No There There in Ginkgo

Now we have solid results on the mother of all herbals (grace à the late, great Saddam Hussein) from the Journal of the American Medical Association (JAMA. 2009;302(24):2663-2670) that ginkgo biloba simply has no beneficial effect on memory. I am sad, since I was hopeful, though skeptical, but ginkgo is worthless. This NIH-sponsored study showed that ginkgo had no effect whatsoever to mitigate memory loss or other carefully measured signs of cognitive decline in a cohort group of over 3,000 grandparents followed for over 6 years in a multcenter randomized trial just published. It is hard to get clearer or more dispassionate results. There simply is no competing controlled data demonstrating any beneficial effect from ginkgo. A sad outcome. But real.

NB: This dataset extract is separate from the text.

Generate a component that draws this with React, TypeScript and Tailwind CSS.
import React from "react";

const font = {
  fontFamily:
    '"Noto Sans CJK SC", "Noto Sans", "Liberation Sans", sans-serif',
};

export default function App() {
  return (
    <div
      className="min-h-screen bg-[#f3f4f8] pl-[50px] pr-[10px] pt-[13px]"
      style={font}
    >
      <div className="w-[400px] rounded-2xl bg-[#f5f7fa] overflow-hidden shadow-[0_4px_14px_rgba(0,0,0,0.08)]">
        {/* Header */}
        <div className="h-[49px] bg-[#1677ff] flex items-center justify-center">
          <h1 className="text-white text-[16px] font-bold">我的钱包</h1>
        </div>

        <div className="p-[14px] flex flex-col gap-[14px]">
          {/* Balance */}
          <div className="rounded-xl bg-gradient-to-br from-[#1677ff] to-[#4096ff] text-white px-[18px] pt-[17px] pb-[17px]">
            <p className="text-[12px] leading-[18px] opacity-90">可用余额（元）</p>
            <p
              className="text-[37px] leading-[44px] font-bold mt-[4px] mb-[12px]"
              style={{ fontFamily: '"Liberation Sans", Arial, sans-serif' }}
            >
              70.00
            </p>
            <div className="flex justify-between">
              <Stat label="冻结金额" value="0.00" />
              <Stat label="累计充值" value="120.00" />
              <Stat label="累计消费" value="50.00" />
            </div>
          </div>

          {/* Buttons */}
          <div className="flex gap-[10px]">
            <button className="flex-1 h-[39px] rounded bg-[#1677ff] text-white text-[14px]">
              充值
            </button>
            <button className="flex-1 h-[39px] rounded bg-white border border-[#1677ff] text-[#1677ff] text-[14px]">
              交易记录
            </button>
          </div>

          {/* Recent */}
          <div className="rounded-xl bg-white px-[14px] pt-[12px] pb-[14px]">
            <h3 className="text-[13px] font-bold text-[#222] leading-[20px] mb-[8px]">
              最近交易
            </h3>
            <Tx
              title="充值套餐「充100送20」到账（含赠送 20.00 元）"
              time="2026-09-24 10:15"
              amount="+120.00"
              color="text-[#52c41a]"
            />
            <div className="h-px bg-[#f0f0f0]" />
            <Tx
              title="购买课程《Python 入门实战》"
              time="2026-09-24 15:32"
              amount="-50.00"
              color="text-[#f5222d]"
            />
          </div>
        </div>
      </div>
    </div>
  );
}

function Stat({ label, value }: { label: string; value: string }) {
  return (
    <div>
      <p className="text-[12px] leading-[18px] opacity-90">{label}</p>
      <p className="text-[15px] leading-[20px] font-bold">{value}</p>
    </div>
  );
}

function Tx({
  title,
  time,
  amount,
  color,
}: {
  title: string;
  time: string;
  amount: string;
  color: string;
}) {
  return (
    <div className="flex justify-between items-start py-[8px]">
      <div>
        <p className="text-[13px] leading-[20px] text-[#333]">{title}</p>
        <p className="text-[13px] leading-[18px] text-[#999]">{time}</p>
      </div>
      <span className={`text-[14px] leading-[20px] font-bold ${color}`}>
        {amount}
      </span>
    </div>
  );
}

No There There in Echinacea Either

Remember, only several years ago (July 2005) we had a wonderful randomized, controlled trial of echinacea published in the New England Journal of Medicine that tested its ability to stave off the common cold virus by “stimulating the immune system.”  In “An Evaluation of Echinacea angustifolia in Experimental Rhinovirus Infections,” the authors tested 399 subjects with a standardized rhinovirus #39 infectious model, with some subjects pretreated with echinacea and a comparable number left to the vicissitudes of their own immune systems. The results, again sadly, were clear. Echinacea had no beneficial effect. It did not reduce the onset, severity or duration of the cold symptoms induced by the model rhinovirus. Echinacea, a not-inexpensive herbal product, simply doesn’t work. People still buy it, and others promote it vigorously. But it doesn’t work.

The Import of This Study?The failure of ginkgo biloba, in some regards the matriarch of the entire lineage of herbal products that have been promoted to the public, to even move the dial in the critically important arena of preserving mental function in our grandparents,  should make us aware that there is almost no herbal medicine that has been studied carefully that has been demonstrated to work. Not by claims, attestations and exhortations, but by any substantive controlled trial that can hold up to more than brief scrutiny.

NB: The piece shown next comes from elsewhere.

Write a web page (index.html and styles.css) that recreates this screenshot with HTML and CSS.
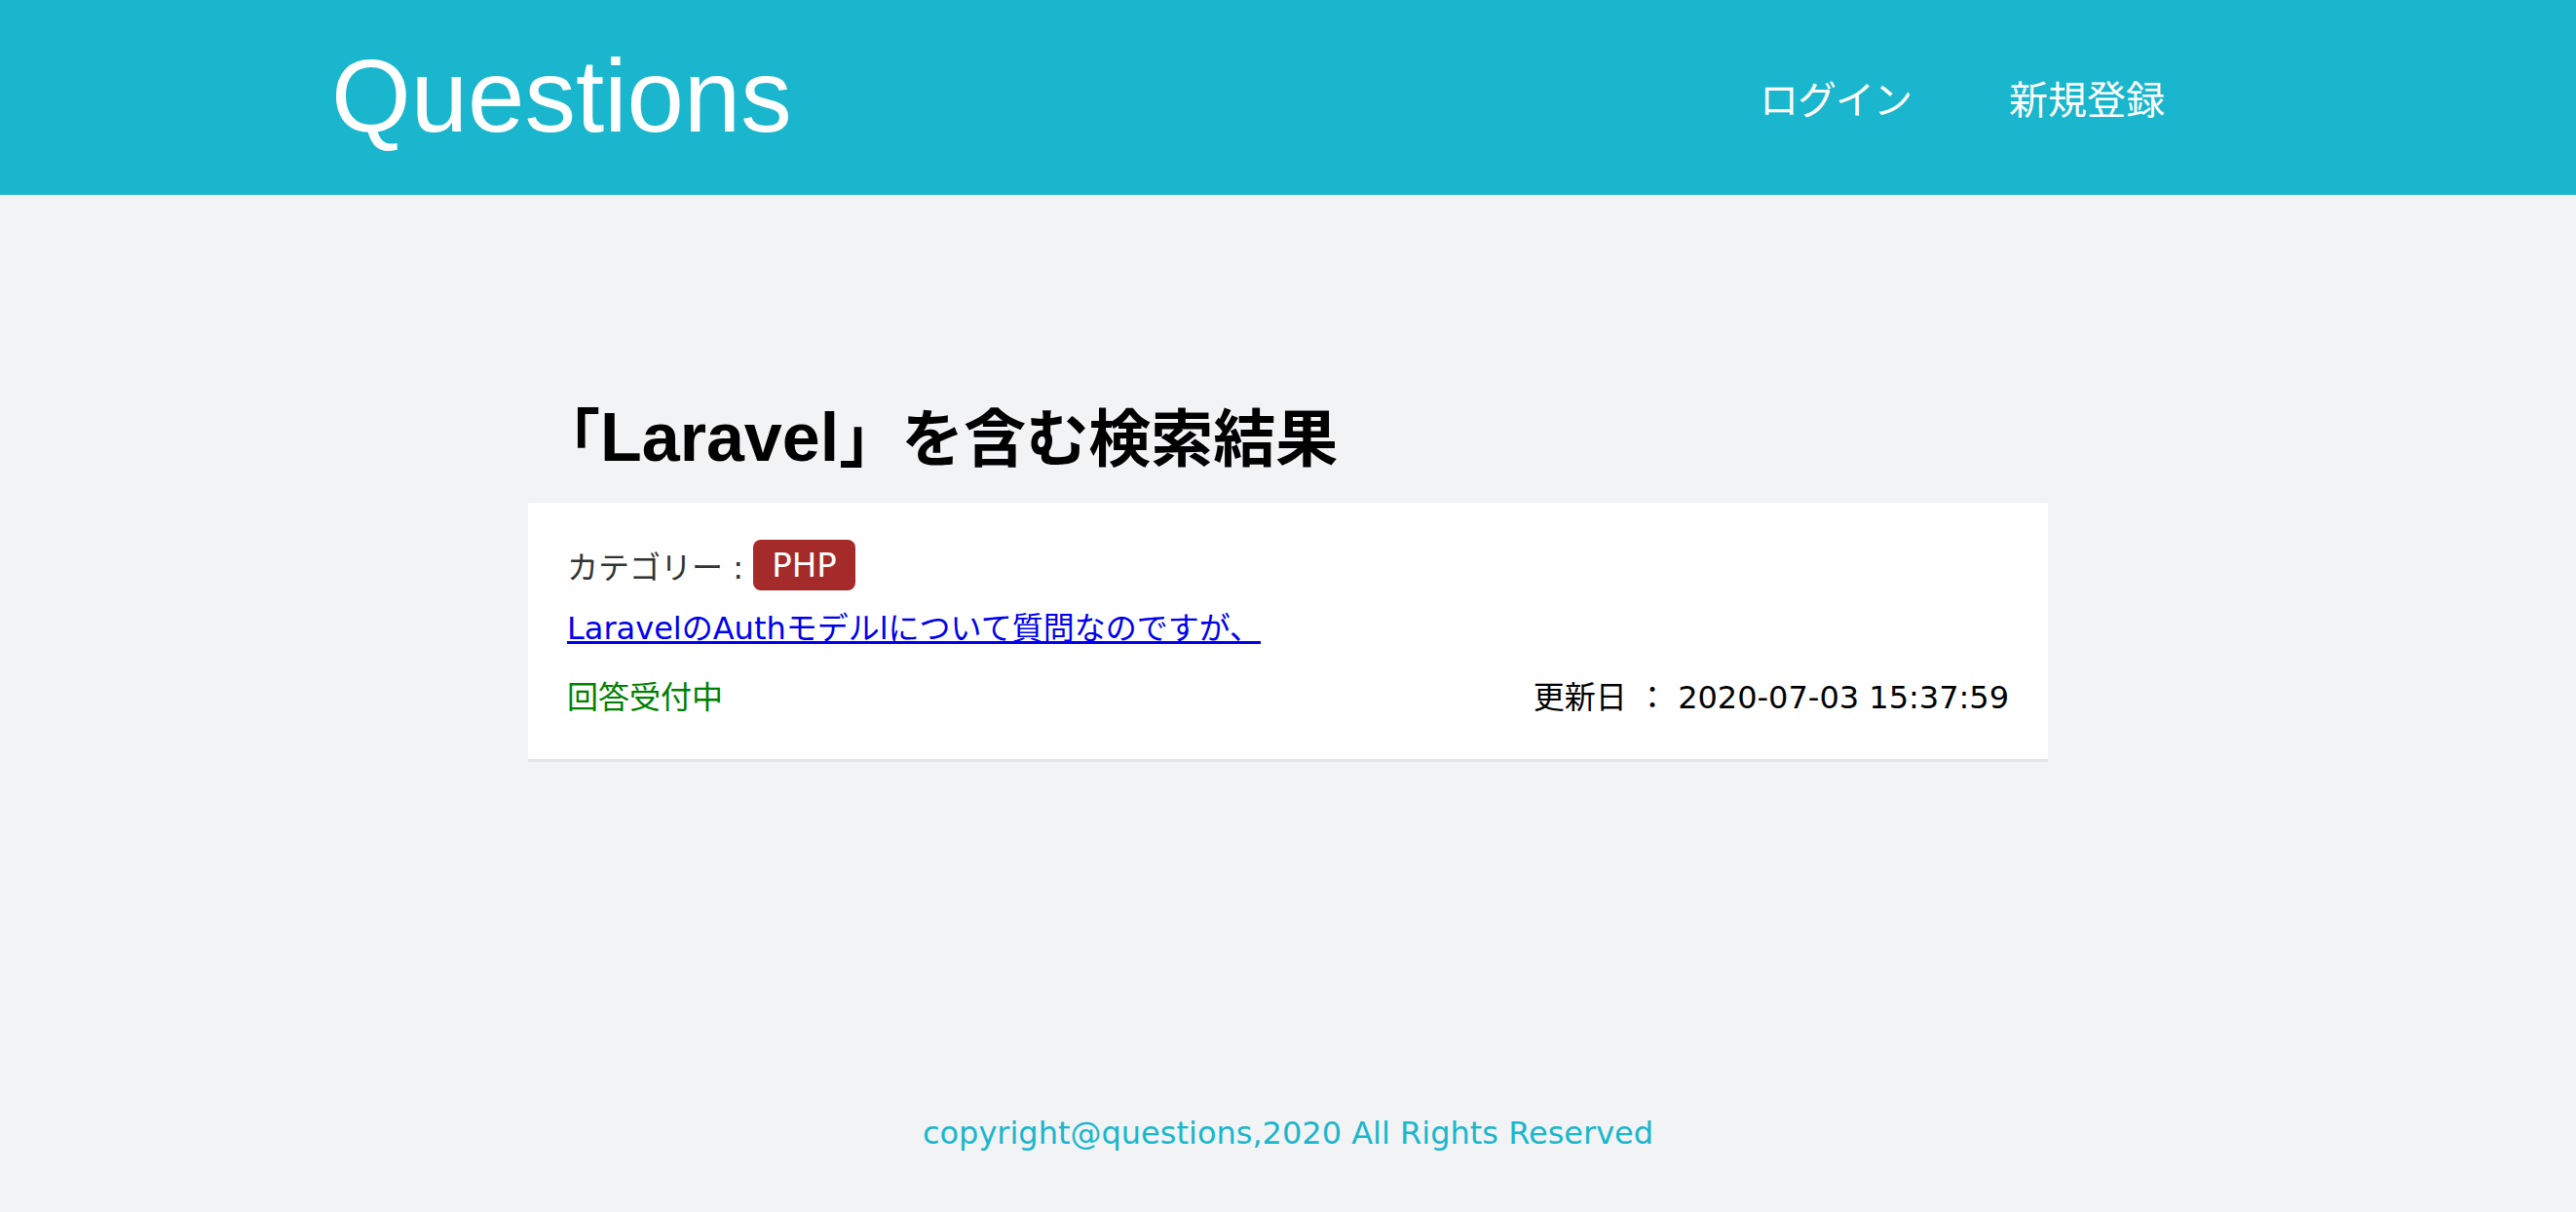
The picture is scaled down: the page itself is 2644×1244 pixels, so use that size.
FILE: index.html
```html
<!DOCTYPE html>
<html lang="ja">
<head>
<meta charset="utf-8">
<title>Questions</title>
<link rel="stylesheet" href="styles.css">
</head>
<body>
<header class="site-header">
  <a class="logo" href="#">Questions</a>
  <nav class="nav">
    <a class="nav-link nav-link-tight" href="#">ログイン</a>
    <a class="nav-link" href="#">新規登録</a>
  </nav>
</header>
<main class="main">
  <h1 class="page-title">「<span class="title-latin">Laravel</span>」を含む検索結果</h1>
  <div class="card">
    <div class="card-category">カテゴリー : <span class="badge">PHP</span></div>
    <div class="card-title"><a class="question-link" href="#">LaravelのAuthモデルlについて質問なのですが、</a></div>
    <div class="card-meta">
      <span class="status">回答受付中</span>
      <span class="updated">更新日 ： 2020-07-03 15:37:59</span>
    </div>
  </div>
</main>
<footer class="site-footer">copyright@questions,2020 All Rights Reserved</footer>
</body>
</html>
```
FILE: styles.css
```css
html, body {
  margin: 0;
  padding: 0;
}
body {
  min-height: 100vh;
  display: flex;
  flex-direction: column;
  background: #f2f3f5;
  font-family: "DejaVu Sans", "Noto Sans CJK JP", sans-serif;
  font-size: 32px;
  color: #000;
}
.site-header {
  height: 200px;
  background: #19b6cd;
  display: flex;
  align-items: center;
  justify-content: space-between;
  padding: 0 422px 0 340px;
}
.logo {
  font-family: "Liberation Sans", "Noto Sans CJK JP", sans-serif;
  font-size: 105px;
  line-height: 1;
  color: #fff;
  text-decoration: none;
  margin-top: -4px;
}
.nav {
  display: flex;
  gap: 100px;
}
.nav-link {
  font-family: "Noto Sans CJK JP", sans-serif;
  font-size: 40px;
  color: #fff;
  text-decoration: none;
}
.nav-link-tight {
  letter-spacing: -1px;
}
.main {
  width: 1560px;
  margin: 0 auto;
}
.page-title {
  margin: 197px 0 23px 10px;
  font-family: "Noto Sans CJK JP", sans-serif;
  font-size: 64px;
  line-height: 96px;
  height: 96px;
  font-weight: 700;
}
.title-latin {
  font-family: "Liberation Sans", sans-serif;
  font-size: 70px;
  line-height: 96px;
}
.card {
  background: #fff;
  padding: 38px 40px 39px;
  box-shadow: 0 3px 0 #e3e4e6;
}
.card-category {
  display: flex;
  align-items: center;
  height: 52px;
  color: #333;
  white-space: pre;
}
.badge {
  display: inline-flex;
  align-items: center;
  height: 52px;
  padding: 0 19px;
  background: #a52a2a;
  color: #fff;
  border-radius: 8px;
  font-size: 34px;
}
.card-title {
  margin-top: 15px;
  line-height: 48px;
}
.question-link {
  color: #0000ee;
}
.card-meta {
  margin-top: 23px;
  display: flex;
  justify-content: space-between;
  line-height: 48px;
}
.status {
  color: #008000;
}
.updated {
  color: #000;
}
.site-footer {
  margin-top: auto;
  padding-bottom: 57px;
  text-align: center;
  line-height: 48px;
  color: #19b6cd;
}
```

This failure leaves me sad, though not astonished. We badly need helpful medications, not to mention cures, for many illnesses and infirmities that may strike any of us in midlife or after. But we need remedies that work. We need science that discerns and disarticulates the amazingly complex workings of our bodies so that we can devise medications that intervene at the cellular level at the key points where we understand the detailed biochemical processes that are at work.

So far, the hype for “herbal treatments” is vastly overstated, judged simply on carefully measured tests of efficacy. More important, in almost no case have I encountered any biological explanation of the details of what exactly is the active ingredient in any herbal, what physiological process does it impact, and exactly where (which receptor, which enzyme and so forth) does it affect in order to achieve its beneficial impact? Such basic data, the central information for any normal pharmaceutical product, has been consistently lacking in the claims about herbal products. In this respect, I am hardly surprised that careful testing of ginkgo (and echinacea) showed no benefit.

How Do You Know That?

Finally, as a non-physician human, you can and should still think critically about what you hear. When a claim is made (“You’ll live longer.” “It stimulates your immune system.”) you should ask, “How do you know that?” just as you would  (I hope) ask “How do you know that?” if someone suggested that you could double your money in 3 months by investing with them. You’d be skeptical of the latter, I trust (think Bernie M.). The same critical attitude needs to be applied to any matter affecting your health. Why should I do that? How do you know that? Ask that of any product you read or hear about that is touted for your health.

And by all means, ask me and Dr. Isselbacher when we recommend a medication or course of action, “How do you know that.” The difference is that we will tell you, in as much detail as you are interested in, and will do our best to illustrate what we know securely, and what is likely but not proven, and what is conjecture, and why. You want your doctors to think clearly and carefully.